Retailers slashed prices on twice as many Nike sneakers in 2024 than two years earlier, endangering the sportswear giant’s typically strong pricing power at a time of stiff competition from rival sneaker brands, according to analytics firm Vertical Knowledge.
Researchers compiled online pricing data from a sampling of eight national chains — Foot Locker, Dick’s Sporting Goods, Macy’s, among them — and found that the retailers slashed prices on 44 percent of their Nike sneakers on average in 2024. That’s up from 19.4 percent during the comparable 2022 period, according to Vertical Knowledge data, which was provided exclusively to Reuters.
The trend marks a break from the past, when Nike retailers enjoyed the ability to sell through their Nike inventory at full price — particularly lifestyle shoes such as Nike Air Jordan 1 Retro High. Nike’s full retail prices range from roughly $50 for basic Nike running shoes to $200 or more for special-release Nike sneakers.

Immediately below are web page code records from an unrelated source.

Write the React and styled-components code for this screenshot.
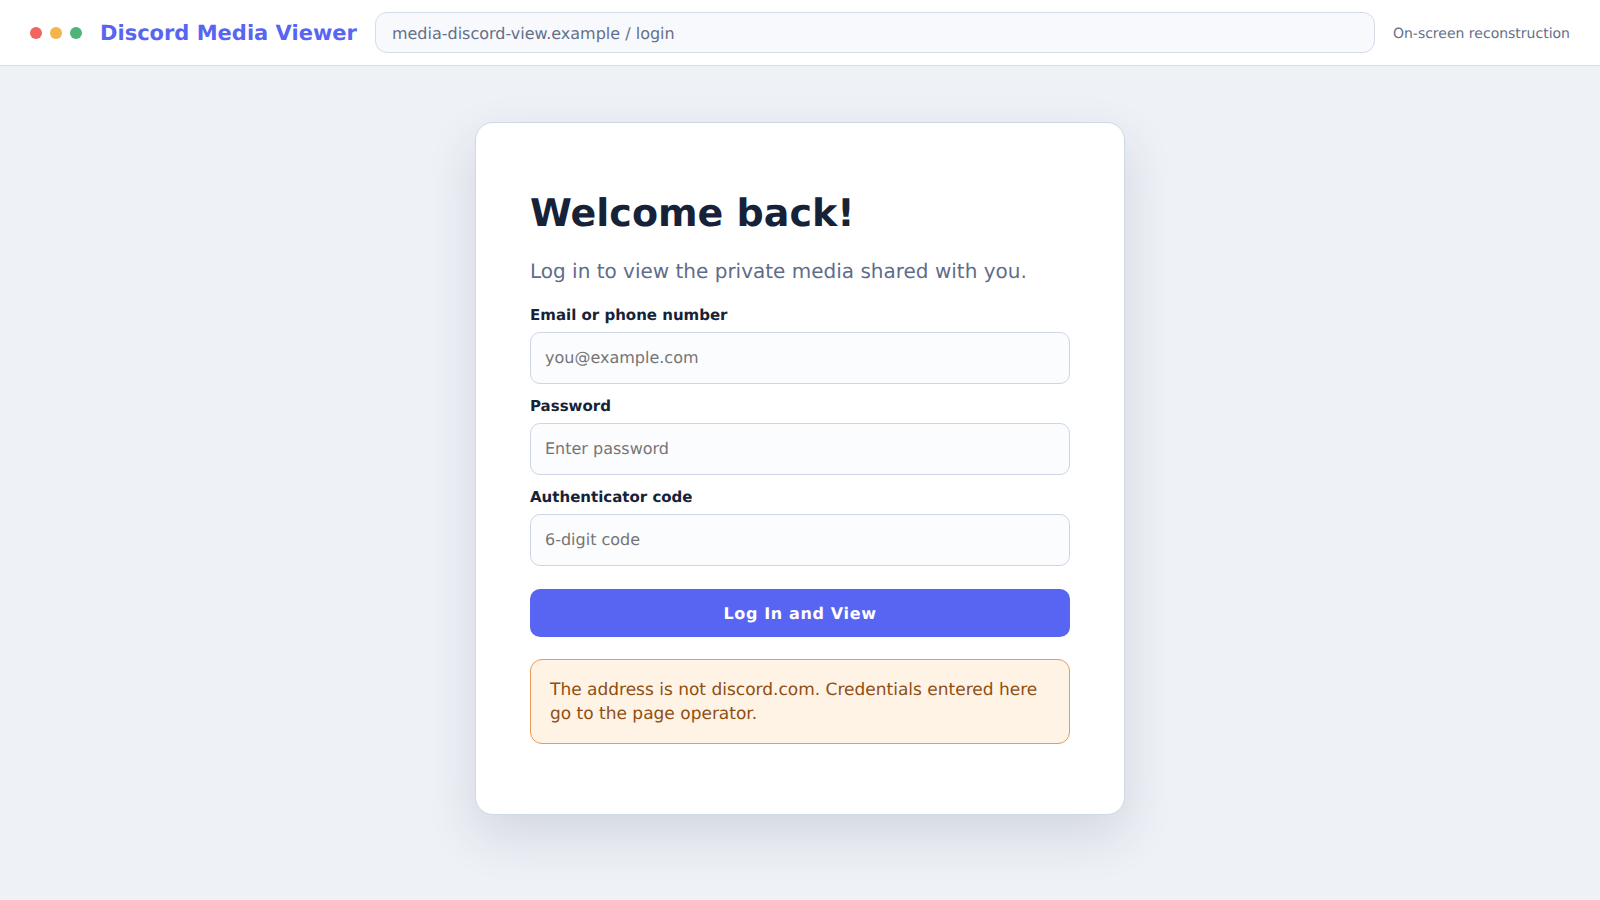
import styled, { createGlobalStyle } from 'styled-components';

const GlobalStyle = createGlobalStyle`
  * {
    box-sizing: border-box;
  }

  body {
    margin: 0;
    background: #eef1f6;
    color: #162238;
    font-family: "DejaVu Sans", sans-serif;
    text-rendering: geometricPrecision;
  }
`;

function Field({ label, placeholder }) {
  return (
    <FieldWrap>
      <Label>{label}</Label>
      <Input placeholder={placeholder} />
    </FieldWrap>
  );
}

export default function App() {
  return (
    <>
      <GlobalStyle />
      <Page>
        <TopBar>
          <Dots>
            <Dot $color='#f2655f' />
            <Dot $color='#f3b54a' />
            <Dot $color='#4fb477' />
          </Dots>
          <Brand>Discord Media Viewer</Brand>
          <Address>media-discord-view.example / login</Address>
          <Note>On-screen reconstruction</Note>
        </TopBar>
        <Main>
          <Card>
            <Title>Welcome back!</Title>
            <Subtitle>Log in to view the private media shared with you.</Subtitle>
            <Field label='Email or phone number' placeholder='you@example.com' />
            <Field label='Password' placeholder='Enter password' />
            <Field label='Authenticator code' placeholder='6-digit code' />
            <Submit>Log In and View</Submit>
            <Warning>
              The address is not discord.com. Credentials entered here go to the page operator.
            </Warning>
          </Card>
        </Main>
      </Page>
    </>
  );
}

const Page = styled.div`
  min-height: 900px;
  display: flex;
  flex-direction: column;
`;

const TopBar = styled.header`
  display: flex;
  align-items: center;
  gap: 18px;
  height: 66px;
  padding: 0 30px;

  background: #fff;
  border-bottom: 1px solid #d5dce8;
`;

const Dots = styled.div`
  display: flex;
  gap: 8px;
`;

const Dot = styled.span`
  width: 12px;
  height: 12px;
  border-radius: 50%;
  background: ${(p) => p.$color};
`;

const Brand = styled.div`
  padding-top: 1px;
  color: #5865f2;
  font-size: 21px;
  font-weight: 700;
  white-space: nowrap;
`;

const Address = styled.div`
  flex: 1;
  height: 41px;
  padding: 2px 16px 0;
  display: flex;
  align-items: center;

  color: #64708a;
  font-size: 16px;
  background: #f7f9fd;
  border: 1px solid #d5dce8;
  border-radius: 12px;
`;

const Note = styled.div`
  padding-top: 2px;
  color: #64708a;
  font-size: 14px;
  white-space: nowrap;
`;

const Main = styled.main`
  flex: 1;
  display: flex;
  justify-content: center;
  padding-top: 56px;
`;

const Card = styled.section`
  width: 650px;
  height: 693px;
  padding: 66px 54px 0;

  background: #fff;
  border: 1px solid #cfd8e7;
  border-radius: 18px;
  box-shadow: 0 20px 50px rgba(40, 52, 90, 0.14);
`;

const Title = styled.h1`
  margin: 0;
  font-size: 38px;
  font-weight: 700;
  line-height: 48px;
`;

const Subtitle = styled.p`
  margin: 20px 0 20px;
  color: #5f6d8a;
  font-size: 20px;
  line-height: 28px;
`;

const FieldWrap = styled.div`
  margin-top: 12px;

  &:first-of-type {
    margin-top: 0;
  }
`;

const Label = styled.label`
  display: block;
  margin-bottom: 7px;
  font-size: 15px;
  font-weight: 700;
  line-height: 20px;
`;

const Input = styled.input`
  display: block;
  width: 100%;
  height: 52px;
  padding: 0 14px 2px;

  font-family: inherit;
  font-size: 16px;
  text-rendering: geometricPrecision;
  background: #fbfcfe;
  border: 1px solid #cdd6e4;
  border-radius: 10px;
`;

const Submit = styled.button`
  display: block;
  width: 100%;
  height: 48px;
  margin-top: 23px;

  color: #fff;
  font-family: inherit;
  font-size: 16px;
  font-weight: 700;
  letter-spacing: 0.04em;
  text-rendering: geometricPrecision;
  background: #5865f2;
  border: 0;
  border-radius: 10px;
`;

const Warning = styled.div`
  margin-top: 22px;
  padding: 18px 19px 17px;

  color: #8f4e12;
  font-size: 17px;
  line-height: 24px;
  background: #fef3e5;
  border: 1px solid #e89c5c;
  border-radius: 12px;
`;
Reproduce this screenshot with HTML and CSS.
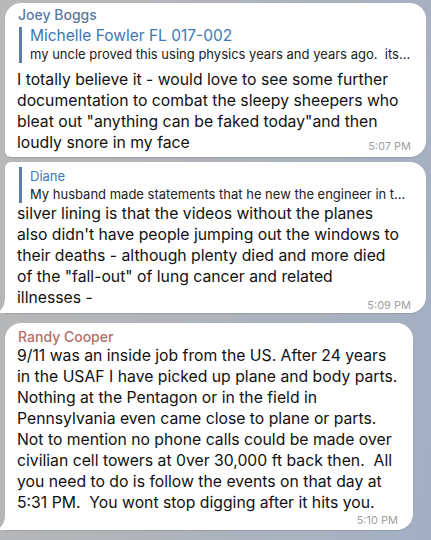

Some retailers’ moves to slash prices on Nike sneakers could spell trouble for Nike, the world’s leading sportswear company. “They’re a company that’s been masterful at charging premium prices to the mass market,” said Brian Yacktman, president of YCG Investments, which owns Nike shares.
On Wednesday, discounted Nike shoes were on display at a Foot Locker in New York City, where Lebron 20 basketball sneakers were reduced to $129.99 from their original price of $170 and Nike Air Max styles were on sale. At Macy’s flagship store in Herald Square, multiple Nike Air sneakers were also on sale, including the Air VaporMax and Air Huarache.

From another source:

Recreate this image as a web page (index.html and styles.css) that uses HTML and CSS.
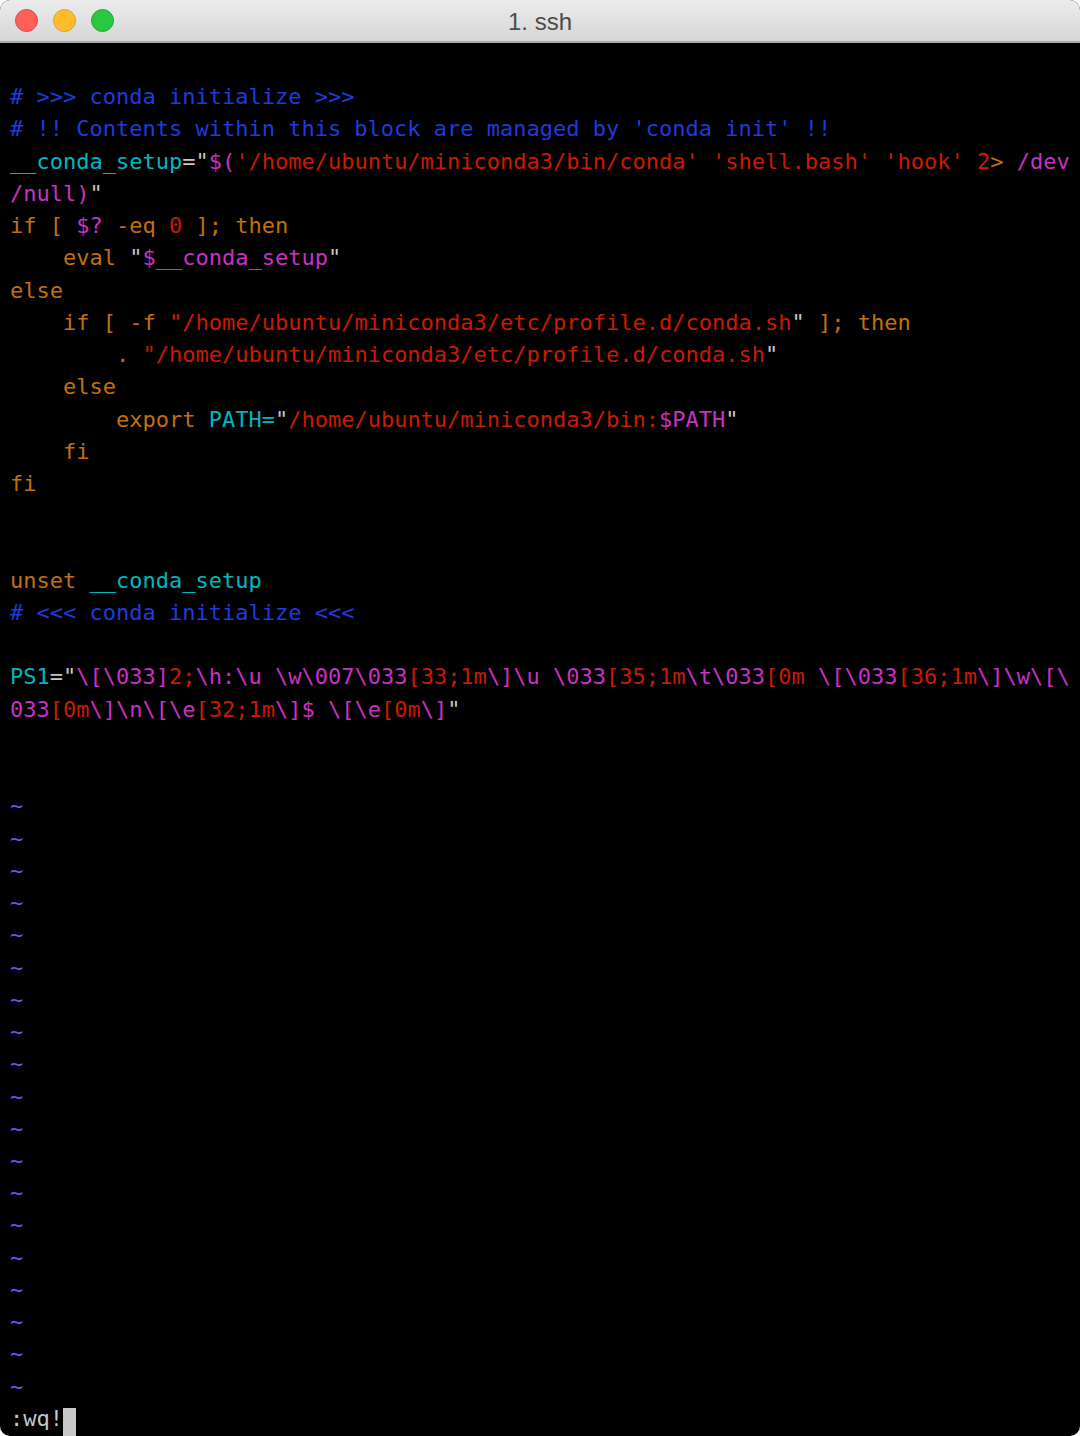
FILE: index.html
```html
<!DOCTYPE html>
<html lang="en">
<head>
  <meta charset="UTF-8" />
  <title>1. ssh</title>
  <link rel="stylesheet" href="styles.css">
</head>
<body>

  <div class="window">
    <div class="titlebar">
      <div class="lights">
        <span class="light red"></span>
        <span class="light yellow"></span>
        <span class="light green"></span>
      </div>
      <div class="title">1. ssh</div>
    </div>

    <!-- vim buffer -->
<pre class="term">

<span class="c"># &gt;&gt;&gt; conda initialize &gt;&gt;&gt;</span>
<span class="c"># !! Contents within this block are managed by 'conda init' !!</span>
<span class="v">__conda_setup</span>="<span class="m">$(</span><span class="s">'/home/ubuntu/miniconda3/bin/conda' 'shell.bash' 'hook' 2</span><span class="k">&gt;</span> <span class="m">/dev</span>
<span class="m">/null)</span>"
<span class="k">if [ </span><span class="m">$?</span><span class="k"> -eq </span><span class="s">0</span><span class="k"> ]; then</span>
    <span class="k">eval </span>"<span class="m">$__conda_setup</span>"
<span class="k">else</span>
    <span class="k">if [ -f </span><span class="s">"/home/ubuntu/miniconda3/etc/profile.d/conda.sh</span>"<span class="k"> ]; then</span>
        <span class="k">. </span><span class="s">"/home/ubuntu/miniconda3/etc/profile.d/conda.sh</span>"
    <span class="k">else</span>
        <span class="k">export </span><span class="v">PATH=</span>"<span class="s">/home/ubuntu/miniconda3/bin:</span><span class="m">$PATH</span>"
    <span class="k">fi</span>
<span class="k">fi</span>


<span class="k">unset</span> <span class="v">__conda_setup</span>
<span class="c"># &lt;&lt;&lt; conda initialize &lt;&lt;&lt;</span>

<span class="v">PS1</span>="<span class="m">\[\033]</span><span class="s">2;</span><span class="m">\h:\u \w\007\033</span><span class="s">[33;1m</span><span class="m">\]\u \033</span><span class="s">[35;1m</span><span class="m">\t\033</span><span class="s">[0m</span> <span class="m">\[\033</span><span class="s">[36;1m</span><span class="m">\]\w\[\</span>
<span class="m">033</span><span class="s">[0m</span><span class="m">\]\n\[\e</span><span class="s">[32;1m</span><span class="m">\]$ \[\e</span><span class="s">[0m</span><span class="m">\]</span>"


<span class="t">~</span>
<span class="t">~</span>
<span class="t">~</span>
<span class="t">~</span>
<span class="t">~</span>
<span class="t">~</span>
<span class="t">~</span>
<span class="t">~</span>
<span class="t">~</span>
<span class="t">~</span>
<span class="t">~</span>
<span class="t">~</span>
<span class="t">~</span>
<span class="t">~</span>
<span class="t">~</span>
<span class="t">~</span>
<span class="t">~</span>
<span class="t">~</span>
<span class="t">~</span>
:wq!<span class="cursor"> </span></pre>
  </div>

</body>
</html>
```

FILE: styles.css
```css
html, body {
  margin: 0;
  padding: 0;
  background: #fff;
}
.window {
  width: 1080px;
  height: 1436px;
  background: #000;
  border-radius: 10px;
  overflow: hidden;
  display: flex;
  flex-direction: column;
}
.titlebar {
  height: 41px;
  flex: none;
  background: linear-gradient(#ececec, #d6d6d6);
  border-bottom: 2px solid #a9a9a9;
  display: flex;
  align-items: center;
  position: relative;
}
.lights {
  display: flex;
  gap: 15px;
  padding-left: 15px;
}
.light {
  width: 23px;
  height: 23px;
  border-radius: 50%;
  box-sizing: border-box;
}
.red { background: #fe5f57; border: 1px solid #e2463f; }
.yellow { background: #febc2e; border: 1px solid #e1a116; }
.green { background: #28c840; border: 1px solid #14ae2a; }
.title {
  position: absolute;
  left: 0;
  right: 0;
  top: 0;
  height: 41px;
  line-height: 43px;
  text-align: center;
  font-family: "Liberation Sans", Arial, sans-serif;
  font-size: 24px;
  color: #4b4b4b;
}
.term {
  margin: 0;
  padding: 6px 10px 0;
  font-family: "DejaVu Sans Mono", monospace;
  font-size: 22px;
  line-height: 32.24px;
  color: #c7c7c7;
  white-space: pre;
}
.c { color: #1f3bdb; }
.s { color: #c91b00; }
.k { color: #c0700f; }
.v { color: #00b6bf; }
.m { color: #c732c2; }
.t { color: #5b5bff; }
.cursor {
  display: inline-block;
  width: 13px;
  height: 28px;
  background: #c8c8c8;
  vertical-align: -5px;
}
```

The average price of Nike sneakers at major retailers like Macy’s fell to $79.92 in early 2024, from $103.61 in the first quarter of 2022, according to the data. According to Nike’s most recent annual report, Nike sells its products wholesale to “thousands of retail accounts.”
A Nike spokesperson said Nike has “a very diversified wholesale portfolio, with no single partner representing an outsized portion of total wholesale revenue.”
Dick’s Sporting Goods did not respond to a request for comment, while Foot Locker and Macy’s declined to comment.
The same eight major retail chains are selling sneakers by both On Running and Deckers-owned Hoka — two fast-growing Nike rivals thanks to their focus on cushioned running shoes — for about $148 per pair on average, the data show.
Nike investor Yacktman said in a recent interview that discounts are concerning. “The thing I’m laser focused on with Nike is when they’re going to quit the promotional pricing and get back down to brass tacks.” His firm also owns shares Amazon and LVMH.
After pulling back from some wholesale distributors two years ago to focus on direct-to-consumer sales, Nike announced in June it would return to retailers such as Designer Brands-owned DSW — a sign that those chains are still an important way for Nike to reach shoppers.
‘Stuffing the Market’
Nike surprised investors in late December by cutting its annual sales forecast for 2024. At the time, chief financial officer Matthew Friend said the company was grappling with a “highly promotional marketplace,” particularly in its online business, and would step up plans to reduce the supply of “key franchises” amid uncertain consumer demand.
Nike has long marketed its shoes as sought-after, premium products. In December, Friend also told investors that Nike’s gross margins would expand this year in part because of “strategic” price increases.
But footwear industry analyst Matt Powell said Nike has been “stuffing the market” with topsellers like its retro lifestyle sneakers and iterations of its Jordan brand, releasing too many styles to retailers despite signs that shoppers have grown weary of Nike shoes.
The sample of eight retailers whose pricing Vertical Knowledge tracked sold far more Nike sneakers at a discount than they did Hoka sneakers (4.5 percent), Adidas shoes (18.9 percent), Switzerland-based On Running shoes (23.1 percent) or Puma styles (37.4 percent), the data show.
Discounting could damage Nike’s allure for consumers. If shoppers see more frequent price cuts on Nike styles, “Nike runs the risk of just becoming another shoe brand” in their eyes, Powell said.
Another sign of waning shopper demand: Nike styles, including Nike Dunk Low Retro have also sunk in price on the sneaker resale marketplace. In 2023, Nike released 116 new versions of the shoe, compared to 31 in 2019, according to Dylan Dittrich, head of research for Altan Insights, which studies the collectible sneaker market.
At the end of 2021, some releases of the shoe sold for up to $340 on resale platforms like StockX -— nearly triple Nike’s retail price of $115. But most Dunk Low styles are now available for close to, or less than, the original list price.